# Quick lesson Anyone on applying rhinestones



## t-woman (Oct 17, 2009)

I have a sign shop and a small t-shirt shop in a small town. Customer came in wanting rhinestones on her screen printed tees and let me tell you I thought it would be easy. Call my suppliers and ask questions. NOT Most deal with only signs or tees and not rhinestones. I read the forums threads and got completely lost. hot fix or not to hot fix? hand place or get a machine? grey glue vs blue green glue. u-tubed and get this part and not the complete picture. Is there anyone out there who can explain it and tell me step by step how? Where to buy stones? Shineart says no samples, order samples from another company that someone recommended and the just refund my money with out any samples. Is there any help out there for someone like me? thanks


----------



## charles95405 (Feb 1, 2007)

unfortunately so many of taken advantage of 'free' samples that they were losing $$...sample taken and no orders received... I have experienced that so I don't do samples of anything..

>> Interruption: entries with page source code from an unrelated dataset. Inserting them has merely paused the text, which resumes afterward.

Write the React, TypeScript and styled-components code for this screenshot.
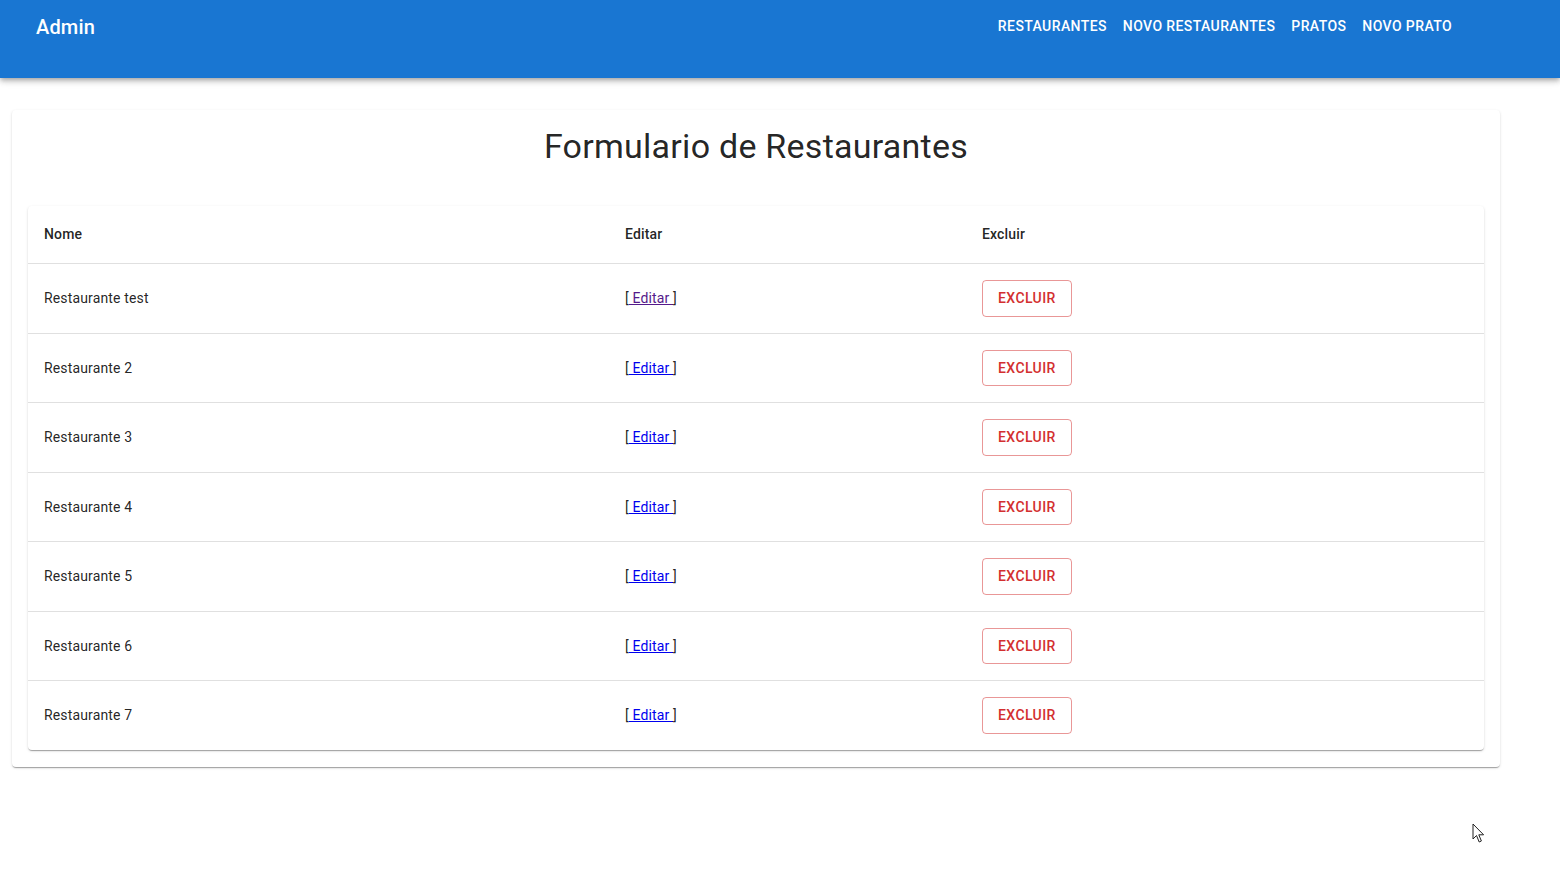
import styled, { createGlobalStyle } from 'styled-components';

const GlobalStyle = createGlobalStyle`
  body {
    margin: 0;
    background: #fff;
    font-family: Roboto, "Liberation Sans", Arial, sans-serif;
    -webkit-font-smoothing: antialiased;
  }
`;

const Page = styled.div`
  position: relative;
  min-height: 880px;
  overflow: hidden;
`;

const AppBar = styled.header`
  display: flex;
  align-items: flex-start;
  justify-content: space-between;
  box-sizing: border-box;
  height: 78px;
  padding: 8px 100px 0 36px;
  background-color: #1976d2;
  color: #fff;
  box-shadow:
    0px 2px 4px -1px rgba(0, 0, 0, 0.2),
    0px 4px 5px 0px rgba(0, 0, 0, 0.14),
    0px 1px 10px 0px rgba(0, 0, 0, 0.12);
`;

const Brand = styled.h6`
  margin: 3px 0 0;
  font-size: 20px;
  font-weight: 500;
  line-height: 32px;
  letter-spacing: 0.0075em;
`;

const Nav = styled.nav`
  display: flex;
`;

const NavButton = styled.a`
  padding: 6px 8px;
  font-size: 14px;
  font-weight: 500;
  line-height: 24.5px;
  letter-spacing: 0.02857em;
  text-transform: uppercase;
  color: #fff;
  text-decoration: none;
  border-radius: 4px;
  cursor: pointer;
`;

const Card = styled.section`
  margin: 32px 60px 0 12px;
  padding: 15px 16px 17px;
  background: #fff;
  border-radius: 4px;
  box-shadow:
    0px 2px 1px -1px rgba(0, 0, 0, 0.2),
    0px 1px 1px 0px rgba(0, 0, 0, 0.14),
    0px 1px 3px 0px rgba(0, 0, 0, 0.12);
`;

const Title = styled.h1`
  margin: 0 0 39px;
  text-align: center;
  font-size: 34px;
  font-weight: 400;
  line-height: 42px;
  letter-spacing: 0.00735em;
  color: rgba(0, 0, 0, 0.87);
`;

const TableWrap = styled.div`
  background: #fff;
  border-radius: 4px;
  overflow: hidden;
  box-shadow:
    0px 2px 1px -1px rgba(0, 0, 0, 0.2),
    0px 1px 1px 0px rgba(0, 0, 0, 0.14),
    0px 1px 3px 0px rgba(0, 0, 0, 0.12);
`;

const Table = styled.table`
  width: 100%;
  border-collapse: collapse;
  table-layout: fixed;
`;

const Row = styled.tr`
  &:last-child td {
    border-bottom: 0;
  }
`;

const Cell = styled.td<{ head?: boolean; width?: number }>`
  padding: 16px;
  text-align: left;
  font-size: 14px;
  font-weight: ${({ head }) => (head ? 500 : 400)};
  line-height: ${({ head }) => (head ? '25px' : '24px')};
  letter-spacing: 0.01071em;
  color: rgba(0, 0, 0, 0.87);
  border-bottom: 1px solid rgb(224, 224, 224);
  width: ${({ width }) => (width ? `${width}px` : 'auto')};
`;

const EditLink = styled.a<{ visited?: boolean }>`
  color: ${({ visited }) => (visited ? '#551a8b' : '#0000ee')};
  text-decoration: underline;
`;

const DeleteButton = styled.button`
  box-sizing: border-box;
  min-width: 64px;
  padding: 5px 15px;
  font-family: inherit;
  font-size: 14px;
  font-weight: 500;
  line-height: 24.5px;
  letter-spacing: 0.02857em;
  text-transform: uppercase;
  color: #d32f2f;
  background: transparent;
  border: 1px solid rgba(211, 47, 47, 0.5);
  border-radius: 4px;
  cursor: pointer;
`;

const Cursor = styled.svg`
  position: absolute;
  left: 1472px;
  top: 823px;
`;

const restaurantes = [
  'Restaurante test',
  'Restaurante 2',
  'Restaurante 3',
  'Restaurante 4',
  'Restaurante 5',
  'Restaurante 6',
  'Restaurante 7',
];

const links = ['Restaurantes', 'Novo Restaurantes', 'Pratos', 'Novo Prato'];

export default function App() {
  return (
    <Page>
      <GlobalStyle />
      <AppBar>
        <Brand>Admin</Brand>
        <Nav>
          {links.map((link) => (
            <NavButton key={link}>{link}</NavButton>
          ))}
        </Nav>
      </AppBar>
      <Card>
        <Title>Formulario de Restaurantes</Title>
        <TableWrap>
          <Table>
            <thead>
              <tr>
                <Cell as="th" head width={549}>
                  Nome
                </Cell>
                <Cell as="th" head width={325}>
                  Editar
                </Cell>
                <Cell as="th" head>
                  Excluir
                </Cell>
              </tr>
            </thead>
            <tbody>
              {restaurantes.map((nome, i) => (
                <Row key={nome}>
                  <Cell>{nome}</Cell>
                  <Cell>
                    [<EditLink href="#" visited={i === 0}> Editar </EditLink>]
                  </Cell>
                  <Cell>
                    <DeleteButton>Excluir</DeleteButton>
                  </Cell>
                </Row>
              ))}
            </tbody>
          </Table>
        </TableWrap>
      </Card>
      <Cursor width="14" height="21" viewBox="0 0 14 21">
        <path
          d="M1 1 L1 16 L4.5 12.5 L7.2 19 L9.4 18 L6.8 11.8 L11.6 11.8 Z"
          fill="#fff"
          stroke="#222"
          strokeWidth="1"
          strokeLinejoin="round"
        />
      </Cursor>
    </Page>
  );
}
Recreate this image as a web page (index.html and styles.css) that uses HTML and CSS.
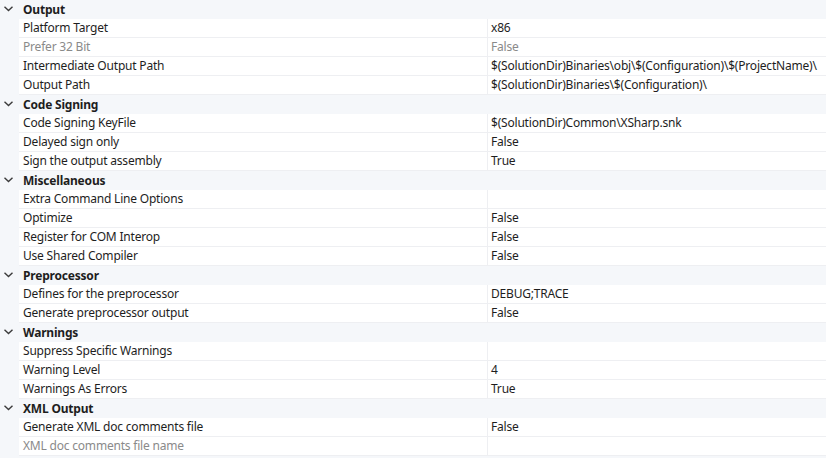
FILE: index.html
```html
<!DOCTYPE html>
<html>
<head>
<meta charset="utf-8">
<link rel="stylesheet" href="styles.css">
</head>
<body>
<div class="grid">
  <div class="cat"><span class="chev"><svg width="9" height="6" viewBox="0 0 9 6"><path d="M0.5 0.8 L4.5 4.6 L8.5 0.8" fill="none" stroke="#3c3c3c" stroke-width="1.4"/></svg></span><span class="cat-name">Output</span></div>
  <div class="row"><div class="name">Platform Target</div><div class="val">x86</div></div>
  <div class="row dis"><div class="name">Prefer 32 Bit</div><div class="val">False</div></div>
  <div class="row"><div class="name">Intermediate Output Path</div><div class="val">$(SolutionDir)Binaries\obj\$(Configuration)\$(ProjectName)\</div></div>
  <div class="row"><div class="name">Output Path</div><div class="val">$(SolutionDir)Binaries\$(Configuration)\</div></div>

  <div class="cat"><span class="chev"><svg width="9" height="6" viewBox="0 0 9 6"><path d="M0.5 0.8 L4.5 4.6 L8.5 0.8" fill="none" stroke="#3c3c3c" stroke-width="1.4"/></svg></span><span class="cat-name">Code Signing</span></div>
  <div class="row"><div class="name">Code Signing KeyFile</div><div class="val">$(SolutionDir)Common\XSharp.snk</div></div>
  <div class="row"><div class="name">Delayed sign only</div><div class="val">False</div></div>
  <div class="row"><div class="name">Sign the output assembly</div><div class="val">True</div></div>

  <div class="cat"><span class="chev"><svg width="9" height="6" viewBox="0 0 9 6"><path d="M0.5 0.8 L4.5 4.6 L8.5 0.8" fill="none" stroke="#3c3c3c" stroke-width="1.4"/></svg></span><span class="cat-name">Miscellaneous</span></div>
  <div class="row"><div class="name">Extra Command Line Options</div><div class="val"></div></div>
  <div class="row"><div class="name">Optimize</div><div class="val">False</div></div>
  <div class="row"><div class="name">Register for COM Interop</div><div class="val">False</div></div>
  <div class="row"><div class="name">Use Shared Compiler</div><div class="val">False</div></div>

  <div class="cat"><span class="chev"><svg width="9" height="6" viewBox="0 0 9 6"><path d="M0.5 0.8 L4.5 4.6 L8.5 0.8" fill="none" stroke="#3c3c3c" stroke-width="1.4"/></svg></span><span class="cat-name">Preprocessor</span></div>
  <div class="row"><div class="name">Defines for the preprocessor</div><div class="val">DEBUG;TRACE</div></div>
  <div class="row"><div class="name">Generate preprocessor output</div><div class="val">False</div></div>

  <div class="cat"><span class="chev"><svg width="9" height="6" viewBox="0 0 9 6"><path d="M0.5 0.8 L4.5 4.6 L8.5 0.8" fill="none" stroke="#3c3c3c" stroke-width="1.4"/></svg></span><span class="cat-name">Warnings</span></div>
  <div class="row"><div class="name">Suppress Specific Warnings</div><div class="val"></div></div>
  <div class="row"><div class="name">Warning Level</div><div class="val">4</div></div>
  <div class="row"><div class="name">Warnings As Errors</div><div class="val">True</div></div>

  <div class="cat"><span class="chev"><svg width="9" height="6" viewBox="0 0 9 6"><path d="M0.5 0.8 L4.5 4.6 L8.5 0.8" fill="none" stroke="#3c3c3c" stroke-width="1.4"/></svg></span><span class="cat-name">XML Output</span></div>
  <div class="row"><div class="name">Generate XML doc comments file</div><div class="val">False</div></div>
  <div class="row dis"><div class="name">XML doc comments file name</div><div class="val"></div></div>
</div>
</body>
</html>
```

FILE: styles.css
```css
html, body {
  margin: 0;
  padding: 0;
  background: #f5f7fa;
}
body {
  width: 826px;
  height: 458px;
  overflow: hidden;
  font-family: "Noto Sans", "Open Sans", sans-serif;
  font-size: 12px;
  letter-spacing: -0.2px;
  color: #1e1e1e;
}
.grid {
  display: flex;
  flex-direction: column;
}
.cat {
  height: 19px;
  display: flex;
  align-items: center;
  background: #f5f7fa;
}
.chev {
  width: 23px;
  display: flex;
  padding-left: 4px;
  box-sizing: border-box;
  margin-top: -1px;
}
.cat-name {
  font-weight: bold;
}
.row {
  height: 19px;
  margin-left: 19px;
  display: flex;
  background: #ffffff;
  border-bottom: 1px solid #eeeff2;
  box-sizing: border-box;
}
.name {
  width: 469px;
  padding-left: 4px;
  box-sizing: border-box;
  line-height: 18px;
  white-space: nowrap;
  border-right: 1px solid #eeeff2;
}
.val {
  flex: 1;
  padding-left: 3px;
  line-height: 18px;
  white-space: nowrap;
}
.dis .name, .dis .val {
  color: #8a8a8a;
}
```
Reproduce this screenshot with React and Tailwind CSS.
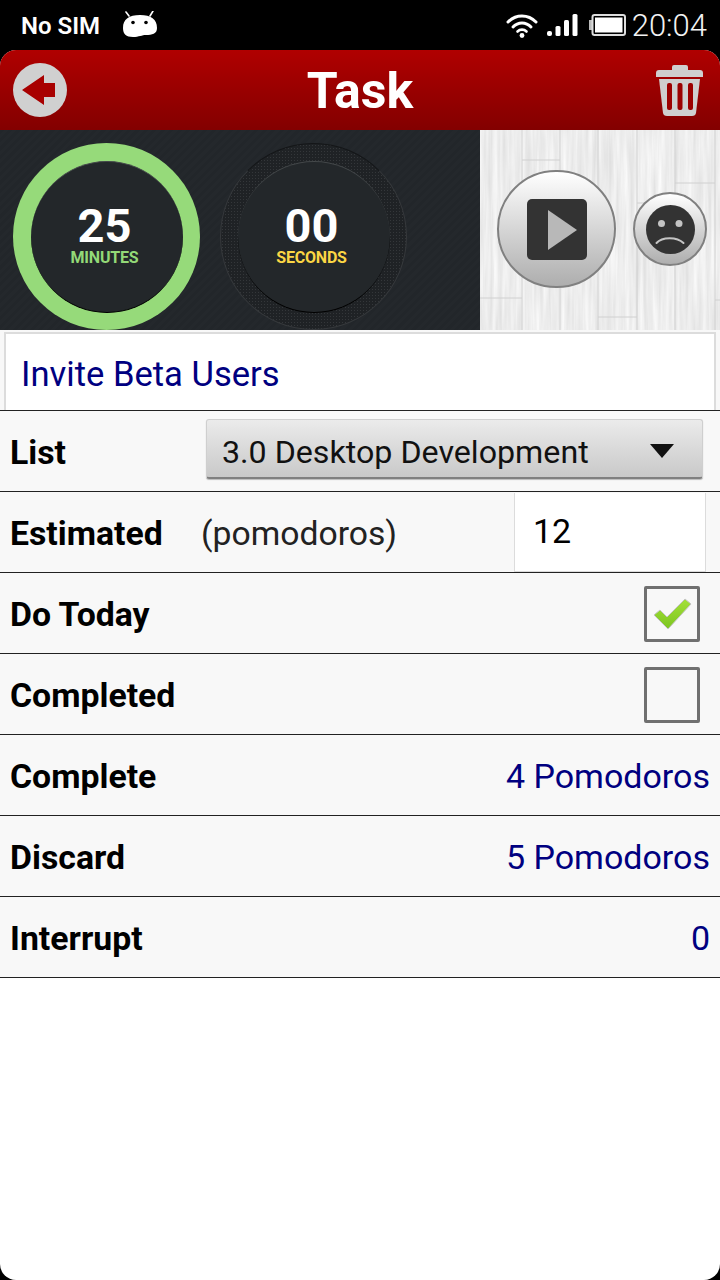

As to your question on placing on screen print...I don't do that but some have on water based ink...here is a link that addresses your question

http://www.t-shirtforums.com/rhinestone-decoration/t101271.html they seem to have done it...but I have questions on it but here is another link that says don't do it

http://www.t-shirtforums.com/rhinestone-decoration/t82363.html

So I guess some do and some don't. I will hand place stones where there is no ink...or I will use them sublimation or DTG...

Don't worry about the color glue...that used to be a way to tell...but manufacturers got wise...so I would not rely on the glue color to determine how good they will stick..I use someone like Welcome to Shine Art USA - for stones and never worry about the color.

Hot fix stones are used in conjunction with a heat press so the heat and pressure will affix the stones. non hot fix are applied individually by use a glue like gemtac etc 

If you want to hand fix you can try a bedazzler from a craft shop...there are also ultrsonic machines that use ultrasound to activate the glue (these are pricey...around $1500) or a machine from Glitz Up ($125) or from DZU STORE ($119)
The latter two are sort of like a bedazzler on steroids

If you want a system, they can ranger from sub-$1000 to over $5k...or a dedicated cam machine starting from 20K or so


----------



## MDsUnique (Nov 19, 2009)

Thanks for the links, Charles! Very informative and helpful to another "newbie"!


----------